Um diese kostbare Stille zurückzugewinnen, spricht sich Han dafür aus, sich der endlosen Produktivität und dem Konsumismus zu widersetzen, die unsere Zeit kennzeichnen. Dies beinhaltet eine bewusste Abkehr von der ständigen Erreichbarkeit und der Selbstdarstellung, die soziale Medien fördern, sowie eine Hinwendung zu Praktiken, die die Stille fördern, wie Meditation, das Lesen von Büchern, Bach hören, Spaziergänge in der Natur oder einfach das bewusste Nichtstun.

Der Wiedergewinn der Stille in unserem Leben ist nicht nur eine persönliche, sondern auch eine kulturelle und gesellschaftliche Herausforderung.
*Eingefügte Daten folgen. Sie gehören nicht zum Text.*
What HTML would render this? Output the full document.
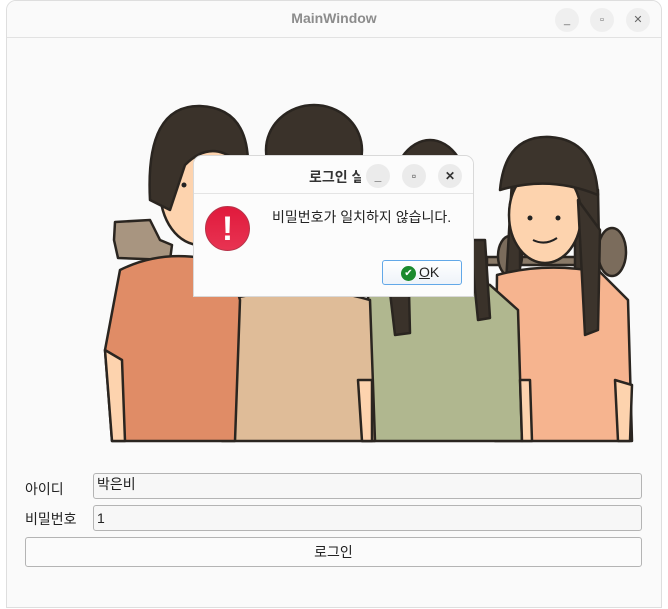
<!DOCTYPE html>
<html><head><meta charset="utf-8"><style>
*{margin:0;padding:0;box-sizing:border-box}
body{width:668px;height:609px;background:#fff;position:relative;overflow:hidden;font-family:"Liberation Sans","Noto Sans CJK KR",sans-serif;}
.win{position:absolute;left:6px;top:0;width:656px;height:608px;background:#fafafa;border:1px solid #dedede;border-radius:10px 10px 0 0;overflow:hidden}
.tb{position:absolute;left:0;top:0;width:100%;height:37px;border-bottom:1px solid #e2e2e2;background:#fafafa}
.tt{position:absolute;left:0;width:100%;top:9px;text-align:center;font-weight:bold;font-size:14px;color:#8c8c8c}
.cb{position:absolute;width:24px;height:24px;border-radius:50%;background:#efefef;font-size:11px;color:#666;text-align:center;line-height:24px}
.lbl{position:absolute;font-size:14px;color:#222}
.inp{position:absolute;left:87px;width:549px;height:26px;border:1px solid #b4b4b4;border-radius:3px;background:#f7f7f7;font-size:14px;color:#222;padding-left:3px}
.btn{position:absolute;left:19px;top:537px;width:617px;height:30px;border:1px solid #b4b4b4;border-radius:3px;background:#fbfbfb;text-align:center;font-size:14px;line-height:28px;color:#222}
.dlg{position:absolute;left:193px;top:155px;width:281px;height:142px;background:#fcfcfc;border:1px solid #d9d9d9;border-radius:9px 9px 0 0;overflow:hidden}
.dcb{position:absolute;top:8px;width:24px;height:24px;border-radius:50%;background:#ebebeb;color:#333;text-align:center;line-height:24px;font-size:12px;font-weight:bold}
</style></head><body>
<div class="win">
<div class="tb"><div class="tt">MainWindow</div>
<div class="cb" style="left:548px;top:7px">_</div>
<div class="cb" style="left:583px;top:7px">▫</div>
<div class="cb" style="left:619px;top:7px">✕</div></div>
</div>
<svg style="position:absolute;left:0;top:0" width="668" height="609" viewBox="0 0 668 609">
<g stroke="#2a2520" stroke-width="2.5" stroke-linejoin="round">
<path d="M115 222 L150 220 L160 240 L172 245 L170 260 L118 258 L114 240 Z" fill="#a89580"/>
<rect x="487" y="257" width="130" height="8" fill="#8a7a68"/>
<ellipse cx="510" cy="256" rx="12" ry="20" fill="#7b6c5c"/>
<ellipse cx="612" cy="252" rx="14" ry="24" fill="#7b6c5c"/>
<path d="M512 180 L505 300 L520 300 L520 200 Z" fill="#3c342c"/>
<path d="M575 170 L575 330 L590 335 L600 300 L598 190 Z" fill="#3c342c"/>
<ellipse cx="545" cy="215" rx="36" ry="48" fill="#fdd3ae"/>
<path d="M500 190 Q505 135 550 137 Q595 140 598 195 Q550 175 500 190 Z" fill="#3c342c"/>
<path d="M497 275 Q545 262 600 272 L628 300 L632 441 L495 441 Z" fill="#f6b48f"/>
<path d="M578 200 L600 230 L598 330 L585 335 Z" fill="#3c342c"/>
<ellipse cx="430" cy="200" rx="40" ry="60" fill="#3a322a"/>
<path d="M370 290 Q430 270 490 285 L518 310 L522 441 L362 441 L365 310 Z" fill="#b0b78f"/>
<path d="M385 250 L395 335 L410 333 L408 250 Z" fill="#3a322a"/>
<path d="M470 240 L478 320 L490 318 L485 240 Z" fill="#3a322a"/>
<ellipse cx="314" cy="150" rx="48" ry="45" fill="#3a322a"/>
<path d="M228 300 Q300 280 370 300 L375 441 L222 441 Z" fill="#dfbc98"/>
<ellipse cx="200" cy="190" rx="40" ry="55" fill="#fdd3ae"/>
<path d="M150 200 Q145 105 200 106 Q250 108 248 170 L235 160 Q210 140 185 165 L170 210 Z" fill="#3a322a"/>
<path d="M120 270 Q170 245 230 265 L240 300 L235 441 L112 441 L105 350 Z" fill="#e08c66"/>
<path d="M105 350 L112 441 L125 441 L122 360 Z" fill="#fdd3ae"/>
<path d="M358 380 L362 441 L372 441 L372 380 Z" fill="#fdd3ae"/>
<path d="M520 380 L522 441 L532 441 L530 380 Z" fill="#fdd3ae"/>
<path d="M615 380 L618 441 L630 441 L632 385 Z" fill="#fdd3ae"/>
</g>
<circle cx="530" cy="218" r="2.5" fill="#222"/><circle cx="558" cy="218" r="2.5" fill="#222"/>
<path d="M533 240 Q545 246 557 238" stroke="#222" stroke-width="2" fill="none"/>
<circle cx="184" cy="185" r="2.5" fill="#222"/>
</svg>
<div class="win" style="background:transparent;border:none">
<div class="lbl" style="left:19px;top:479px">아이디</div>
<div class="inp" style="top:473px">박은비</div>
<div class="lbl" style="left:19px;top:509px">비밀번호</div>
<div class="inp" style="top:505px;line-height:24px">1</div>
<div class="btn">로그인</div>
</div>
<div class="dlg">
<div style="position:absolute;left:0;top:0;width:100%;height:38px;border-bottom:1px solid #e4e4e4;background:#fcfcfc"></div>
<div style="position:absolute;left:115px;top:11px;font-size:14px;font-weight:bold;color:#333;width:52px;overflow:hidden;white-space:nowrap">로그인 실패</div>
<div class="dcb" style="left:172px">_</div>
<div class="dcb" style="left:208px">▫</div>
<div class="dcb" style="left:244px">✕</div>
<div style="position:absolute;left:11px;top:50px;width:45px;height:45px;border-radius:50%;background:linear-gradient(#e01a3c,#e83352);border:1px solid #b8344a;color:#fff;text-align:center;font-size:34px;font-weight:bold;line-height:44px">!</div>
<div style="position:absolute;left:78px;top:51px;font-size:14px;color:#222">비밀번호가 일치하지 않습니다.</div>
<div style="position:absolute;left:188px;top:104px;width:80px;height:25px;border:1px solid #62a8e8;border-radius:3px;background:linear-gradient(#fff,#eef3f9);font-size:14px;line-height:23px;color:#222;padding-left:18px"><span style="position:absolute;left:18px;top:5px;width:15px;height:15px;border-radius:50%;background:#1b8a2e;color:#fff;font-size:10px;line-height:15px;text-align:center">✔</span><span style="margin-left:18px;text-decoration:underline">O</span>K</div>
</div>
</body></html>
In einer Welt, die von Byung-Chul Han als "Müdigkeitsgesellschaft" oder auch "Kommunikationsinferno" beschrieben wird, ist die Entscheidung für die Stille eine subversive Tat. Sie erfordert den Mut, sich den Erwartungen der Gesellschaft zu widersetzen, sich vom digitalen Lärm abzuwenden und einen Raum zu schaffen, in dem das Selbst gedeihen kann. Indem wir die Stille pflegen, bieten wir nicht nur Widerstand gegen eine oberflächliche und erschöpfende Kultur, sondern öffnen auch die Tür zu einer tieferen und sinnvolleren Existenz.